While some of these cues can be applied in a static environment, monocular motion parallax requires motion that can be inserted into the three-dimensional environment in at least two ways. First, the three-dimensional environment can include animations. For example, three-dimensional environment 102 can include an animated window scene 110 and an animated background scene 112. The animated window scene 110 can provide an animation of a view out a window that could include people walking, animals moving, or landscapes. The animated background scene 112 can include motion such as people walking or other scenes. In both instances, motion can facilitate the monocular motion parallax effect. These animations can also make the scene more realistic.

While three-dimensional environment 102 has been described with two types of animated scenes, it will be appreciated that this is just by way of example. Likewise, the presence of the desk 134 and wall 114 are not required.

FIG. 1B illustrates a local video conference participant viewing a two-dimensional video of a remote video conference participant located within a virtual three-dimensional environment according to some aspects of the present technology. However, the accompanying drawing illustrates only some aspects of this present technology and is therefore not to be considered limiting of its scope.

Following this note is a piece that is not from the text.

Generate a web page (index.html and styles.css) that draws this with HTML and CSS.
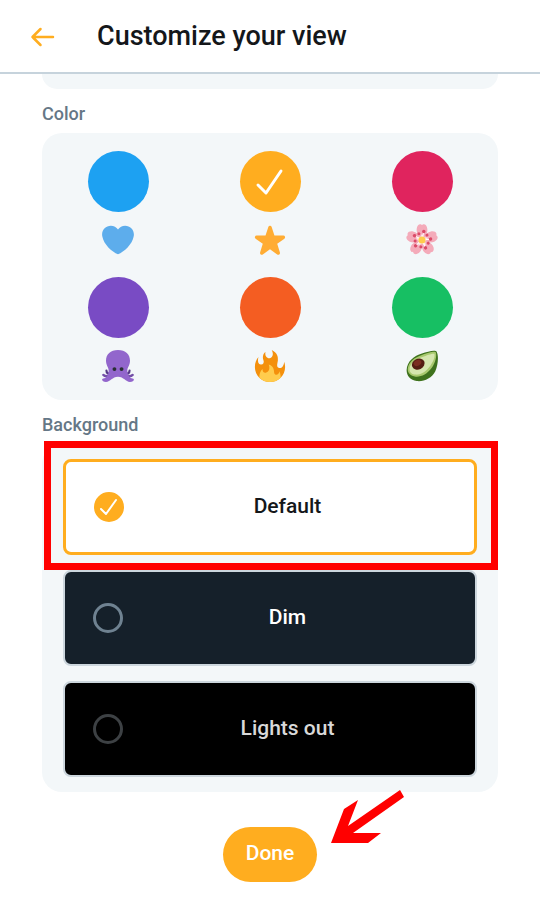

FIG. 1B illustrates the three-dimensional environment 102 as displayed on a two-dimensional video display 108. Additionally, the local video conference participant 104 stands before the two-dimensional video display 108 in local environment 118. The local environment 118 is the physical environment in which the local video conference participant 104 is present. The local video conference participant 104 can move around the local environment 118.

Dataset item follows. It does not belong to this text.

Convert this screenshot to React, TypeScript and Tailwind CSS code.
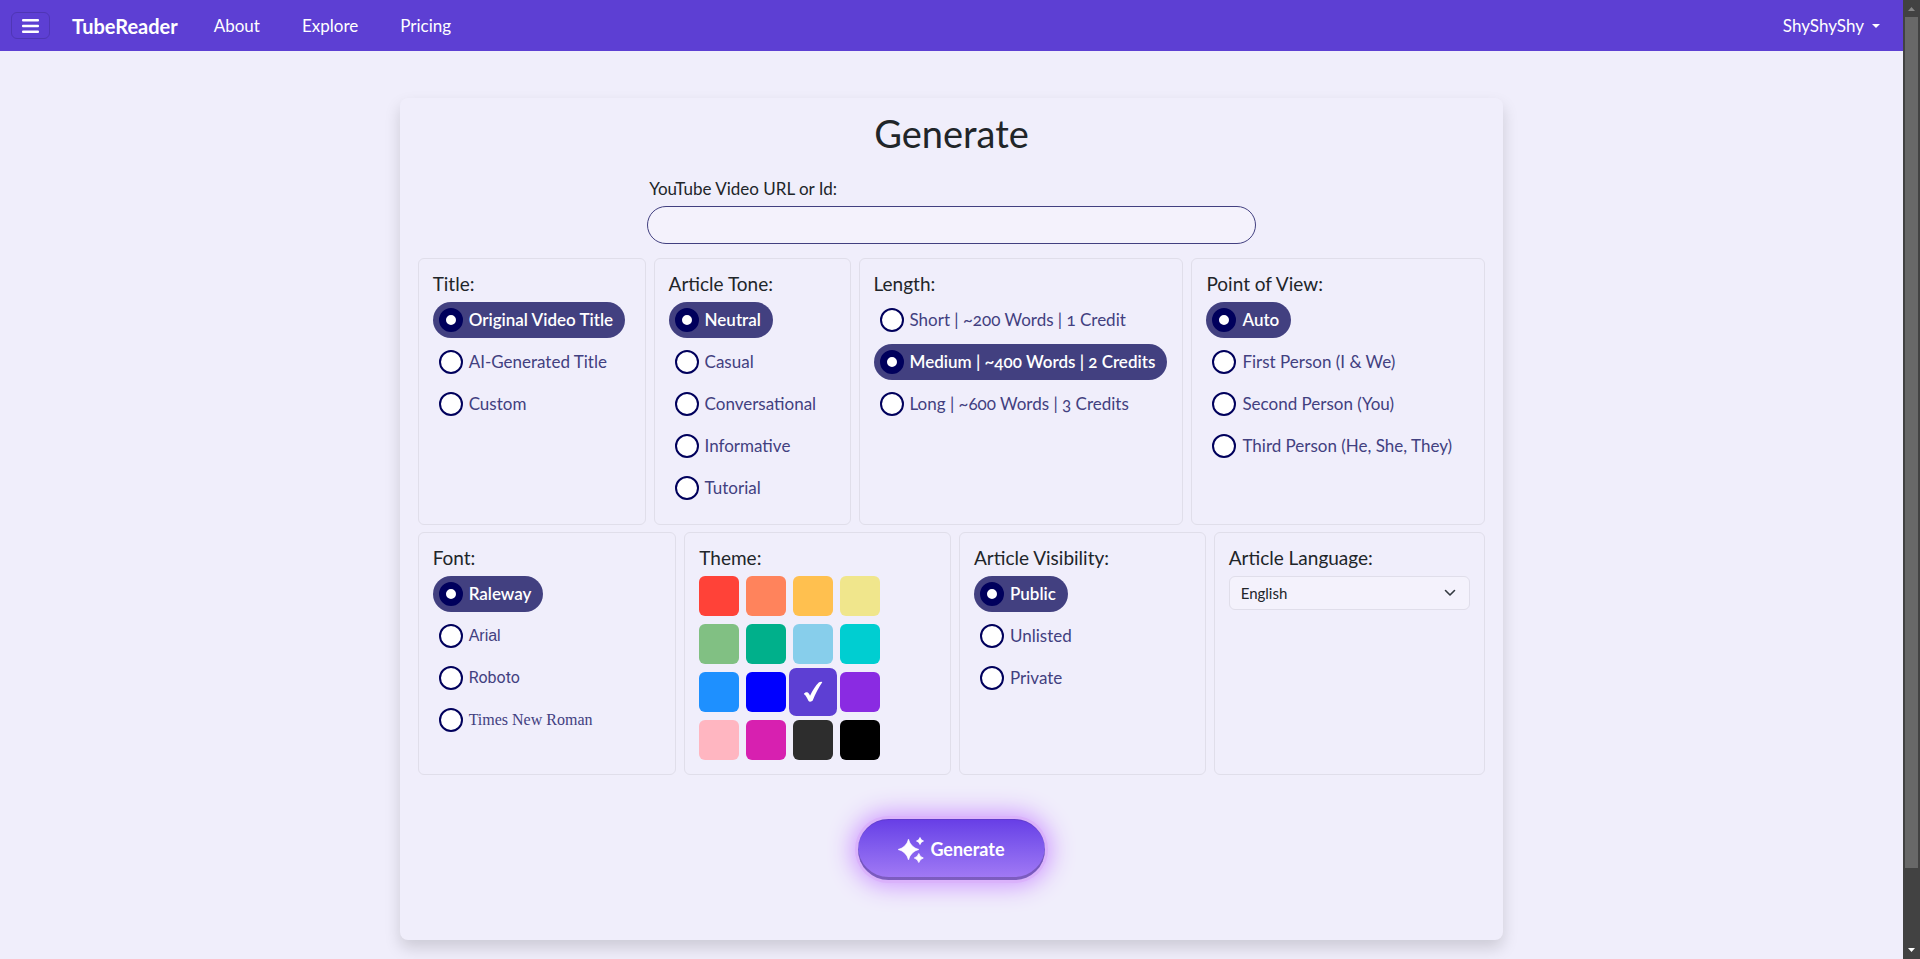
import { useState, type ReactNode } from "react";

type Option = { label: string; className?: string };

function Panel({ title, children }: { title: string; children: ReactNode }) {
  return (
    <fieldset className="min-w-0 rounded-md border border-[#e0deea] px-[14px] pb-[14px]">
      <legend className="float-left mt-[10px] w-full text-[19px] leading-[30px] text-[#212529]">{title}</legend>
      <div className="clear-both pt-[3px]">{children}</div>
    </fieldset>
  );
}

function RadioGroup({ name, options, initial = 0 }: { name: string; options: Option[]; initial?: number }) {
  const [selected, setSelected] = useState(initial);
  return (
    <div className="flex flex-col items-start gap-[6px]">
      {options.map((option, i) => (
        <label
          key={option.label}
          className={
            "flex h-9 cursor-pointer items-center gap-[6px] rounded-full pl-[6px] pr-3 whitespace-nowrap oldstyle-nums " +
            (option.className ?? "") +
            (i === selected ? " bg-[#424080] font-semibold text-white" : " text-[#424080]")
          }
        >
          <input
            type="radio"
            name={name}
            checked={i === selected}
            onChange={() => setSelected(i)}
            className="size-6 shrink-0 appearance-none rounded-full border-2 border-[#00005c] bg-white checked:border-[7px]"
          />
          <span>{option.label}</span>
        </label>
      ))}
    </div>
  );
}

const swatches = [
  { name: "Red", color: "bg-[#ff4238]" },
  { name: "Coral", color: "bg-[#ff835c]" },
  { name: "Amber", color: "bg-[#ffc04f]" },
  { name: "Khaki", color: "bg-[#f0e68c]" },
  { name: "Green", color: "bg-[#81c083]" },
  { name: "Jade", color: "bg-[#00b08b]" },
  { name: "Sky", color: "bg-[#87ceeb]" },
  { name: "Turquoise", color: "bg-[#00ced1]" },
  { name: "Azure", color: "bg-[#1e90ff]" },
  { name: "Blue", color: "bg-[#0000ff]" },
  { name: "Indigo", color: "bg-[#5d3fd3]" },
  { name: "Violet", color: "bg-[#8a2be2]" },
  { name: "Pink", color: "bg-[#ffb6c1]" },
  { name: "Magenta", color: "bg-[#d720b0]" },
  { name: "Charcoal", color: "bg-[#2d2d2d]" },
  { name: "Black", color: "bg-black" },
];

function ThemePicker() {
  const [selected, setSelected] = useState(10);
  return (
    <div className="grid w-fit grid-cols-4 gap-x-[7px] gap-y-2">
      {swatches.map((swatch, i) => (
        <button
          key={swatch.name}
          type="button"
          aria-label={swatch.name}
          aria-pressed={i === selected}
          onClick={() => setSelected(i)}
          className={
            "flex size-10 items-center justify-center rounded-md " +
            swatch.color +
            (i === selected ? " scale-120" : "")
          }
        >
          {i === selected && (
            <svg viewBox="0 0 20 22" className="h-[18px] w-4" fill="#fff" aria-hidden="true">
              <path d="M.4 13.2C1.4 11.400 3.200 10.800 4.600 11.600 5.500 12.200 6.200 13.400 6.900 14.800 9.600 9.400 12.800 3.800 16 1 17 .2 18.900 0 19.800.6 16 6 12.400 13 9.800 19.600 8.800 21.400 6 21.600 5.200 20.200 3.800 17.600 2.800 14.800.4 13.200Z" />
            </svg>
          )}
        </button>
      ))}
    </div>
  );
}

function NavBar() {
  return (
    <header className="flex h-[51px] items-center bg-[#5d3fd3] pr-[23px] pl-[11px] text-[17px] text-white">
      <button
        type="button"
        aria-label="Menu"
        className="flex h-[27px] w-[39px] items-center justify-center rounded-md border border-[#4f36b5]"
      >
        <svg viewBox="0 0 17 14" className="h-[14px] w-[17px]" fill="#fff" aria-hidden="true">
          <rect width="17" height="2.4" rx="1" />
          <rect y="5.8" width="17" height="2.4" rx="1" />
          <rect y="11.6" width="17" height="2.4" rx="1" />
        </svg>
      </button>
      <a href="#" className="ml-[22px] text-[20px] font-bold">
        TubeReader
      </a>
      <nav className="ml-9 flex gap-[42px]">
        <a href="#about">About</a>
        <a href="#explore">Explore</a>
        <a href="#pricing">Pricing</a>
      </nav>
      <button type="button" className="ml-auto flex items-center gap-2">
        ShyShyShy
        <svg viewBox="0 0 8 4" className="h-1 w-2" fill="#fff" aria-hidden="true">
          <path d="M0 0h8L4 4z" />
        </svg>
      </button>
    </header>
  );
}

function ScrollBar() {
  return (
    <div aria-hidden="true" className="flex w-[17px] shrink-0 flex-col items-center bg-[#424242]">
      <svg viewBox="0 0 17 17" className="size-[17px]" fill="#868686">
        <path d="M5 11h7L8.500 7z" />
      </svg>
      <div className="w-[13px] grow-[851] bg-[#686868]" />
      <div className="grow-[74]" />
      <svg viewBox="0 0 17 17" className="size-[17px]" fill="#fff">
        <path d="M5 6h7L8.500 10z" />
      </svg>
    </div>
  );
}

export default function App() {
  return (
    <div className="flex h-screen overflow-hidden bg-[#f0eefb] font-[Lato,'Noto_Sans',sans-serif] text-[17px] text-[#212529]">
      <div className="min-w-0 flex-1">
        <NavBar />
        <main className="mx-auto mt-[47px] w-[58%] rounded-lg bg-[#f0eefb] px-[18px] pb-[60px] shadow-[0_8px_16px_rgba(0,0,0,0.15)]">
          <form onSubmit={(e) => e.preventDefault()}>
            <h1 className="pt-[11px] text-center text-[38px] leading-[48px]">Generate</h1>
            <div className="mx-auto mt-5 w-[57%]">
              <label htmlFor="video" className="block pl-[2px] leading-6">
                YouTube Video URL or Id:
              </label>
              <input
                id="video"
                type="text"
                className="mt-[5px] block h-[38px] w-full rounded-full border border-[#424080] bg-[#f4f2fc] px-4 outline-none"
              />
            </div>
            <div className="mt-[14px] grid grid-cols-[228fr_197fr_325fr_294fr] gap-2">
              <Panel title="Title:">
                <RadioGroup
                  name="title"
                  options={[{ label: "Original Video Title" }, { label: "AI-Generated Title" }, { label: "Custom" }]}
                />
              </Panel>
              <Panel title="Article Tone:">
                <div className="pb-1">
                  <RadioGroup
                    name="tone"
                    options={[
                      { label: "Neutral" },
                      { label: "Casual" },
                      { label: "Conversational" },
                      { label: "Informative" },
                      { label: "Tutorial" },
                    ]}
                  />
                </div>
              </Panel>
              <Panel title="Length:">
                <RadioGroup
                  name="length"
                  initial={1}
                  options={[
                    { label: "Short | ~200 Words | 1 Credit" },
                    { label: "Medium | ~400 Words | 2 Credits" },
                    { label: "Long | ~600 Words | 3 Credits" },
                  ]}
                />
              </Panel>
              <Panel title="Point of View:">
                <RadioGroup
                  name="pov"
                  options={[
                    { label: "Auto" },
                    { label: "First Person (I & We)" },
                    { label: "Second Person (You)" },
                    { label: "Third Person (He, She, They)" },
                  ]}
                />
              </Panel>
            </div>
            <div className="mt-[7px] grid grid-cols-[259fr_267fr_247fr_272fr] gap-2">
              <Panel title="Font:">
                <RadioGroup
                  name="font"
                  options={[
                    { label: "Raleway" },
                    { label: "Arial", className: "font-['Liberation_Sans',sans-serif] text-[16px]" },
                    { label: "Roboto", className: "font-[Roboto,sans-serif] text-[16px]" },
                    { label: "Times New Roman", className: "font-['Liberation_Serif',serif] text-[16px]" },
                  ]}
                />
              </Panel>
              <Panel title="Theme:">
                <ThemePicker />
              </Panel>
              <Panel title="Article Visibility:">
                <RadioGroup
                  name="visibility"
                  options={[{ label: "Public" }, { label: "Unlisted" }, { label: "Private" }]}
                />
              </Panel>
              <Panel title="Article Language:">
                <div className="grid items-center">
                  <select
                    aria-label="Article Language"
                    className="col-start-1 row-start-1 h-[34px] w-full appearance-none rounded-md border border-[#e0deea] bg-[#f4f2fc] px-[11px] text-[15px] outline-none"
                  >
                    <option>English</option>
                  </select>
                  <svg
                    viewBox="0 0 12 12"
                    className="pointer-events-none col-start-1 row-start-1 mr-[14px] size-3 justify-self-end"
                    fill="none"
                    stroke="#343a40"
                    strokeWidth="1.6"
                    strokeLinecap="round"
                    strokeLinejoin="round"
                    aria-hidden="true"
                  >
                    <path d="M1.500 3.500 6 8l4.500-4.500" />
                  </svg>
                </div>
              </Panel>
            </div>
            <button
              type="submit"
              className="mx-auto mt-11 flex h-[61px] w-[187px] items-center justify-center gap-[6px] rounded-full bg-linear-to-b from-[#673de6] to-[#a47bf5] text-[18px] font-bold text-white shadow-[inset_0_-3px_0_rgba(70,50,110,0.4),inset_0_1px_0_rgba(70,50,110,0.2),0_0_0_3px_#dab2fb,0_0_24px_6px_#cd96ff]"
            >
              <svg viewBox="0 0 26 26" className="size-[26px]" fill="#fff" aria-hidden="true">
                <path d="M10.500 2Q12.600 10.200 21 12.500 12.600 14.800 10.500 23 8.400 14.800 0 12.500 8.400 10.200 10.500 2Z" stroke="#fff" strokeWidth=".5" />
                <path d="M22 .5Q22.800 3.200 25.500 4 22.800 4.800 22 7.500 21.200 4.800 18.500 4 21.200 3.200 22 .5Z" stroke="#fff" strokeWidth=".8" />
                <path d="M20.800 16.500Q21.800 20 25.300 21 21.800 22 20.800 25.500 19.800 22 16.300 21 19.800 20 20.800 16.500Z" stroke="#fff" strokeWidth=".8" />
              </svg>
              Generate
            </button>
          </form>
        </main>
      </div>
      <ScrollBar />
    </div>
  );
}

The present technology can use face detection and tracking to determine the head position of the local video conference participant 104. As the local video conference participant's 104 relative position changes, the two-dimensional video display 108 changes the rendering of the three-dimensional environment 102 displaying the video capture device 106. Accordingly, a three-dimensional effect can also be created in response to the changes in the rendering of the three-dimensional environment 102 in response to movement by local video conference participant 104 within the local environment 118.

For example, as a local video conference participant 104 moves throughout the local environment 118, the two-dimensional video display 108 needs to respond by adjusting the display of the three-dimensional environment to match the local video conference participant 104's point of view. In order to accommodate the changing point of view, objects in the foreground appear to be displaced by a greater amount than objects in the background through a parallax effect. Additionally, the changes in the apparent keystoning of objects in the foreground changes greater than objects in the background.

Another technique that can be used is eye tracking with focus areas. The three-dimensional environment 102 may appear more realistic if only the areas that the eyes are looking at are in clear focus. While this technique is sometimes used to save processing resources, it also mimics a real world environment where the eyes can only have portions of the environment in focus at any time.

Another technique that can help give the three-dimensional environment 102 a feel or more realistic depth when displayed on the two-dimensional video display 108 is to mount the two-dimensional video display 108 in a recessed frame or in a wall cavity. This technique utilizes actual depth from the real-world environment to enhance the rendered depth in the three-dimensional environment 102.

Another technique that can help give the three-dimensional environment 102 a feel or more realistic depth when displayed on the two-dimensional video display 108 is to match or adjust the lighting of the three-dimensional environment 102 to the lighting of the video of the remote video conference participant. In some aspects, artificial shadows of the remote video conference participant can also be created to further give the impression that the remote video conference participant is displayed in three dimensions.

Another technique that can help give the three-dimensional environment 102 a feel of more realistic depth when displayed on the two-dimensional video display 108 is to place a three-dimensional object in front of the two-dimensional video of a remote video conference participant such that it can appear as if the remote video conference participant is manipulating the three-dimensional object. In reality, the remote video conference participant can use a mouse or hand tracking to provide inputs to manipulate the three-dimensional object, but the presence of the object can enhance the perception that the remote video conference participant is present in the scene as a three-dimensional rendering.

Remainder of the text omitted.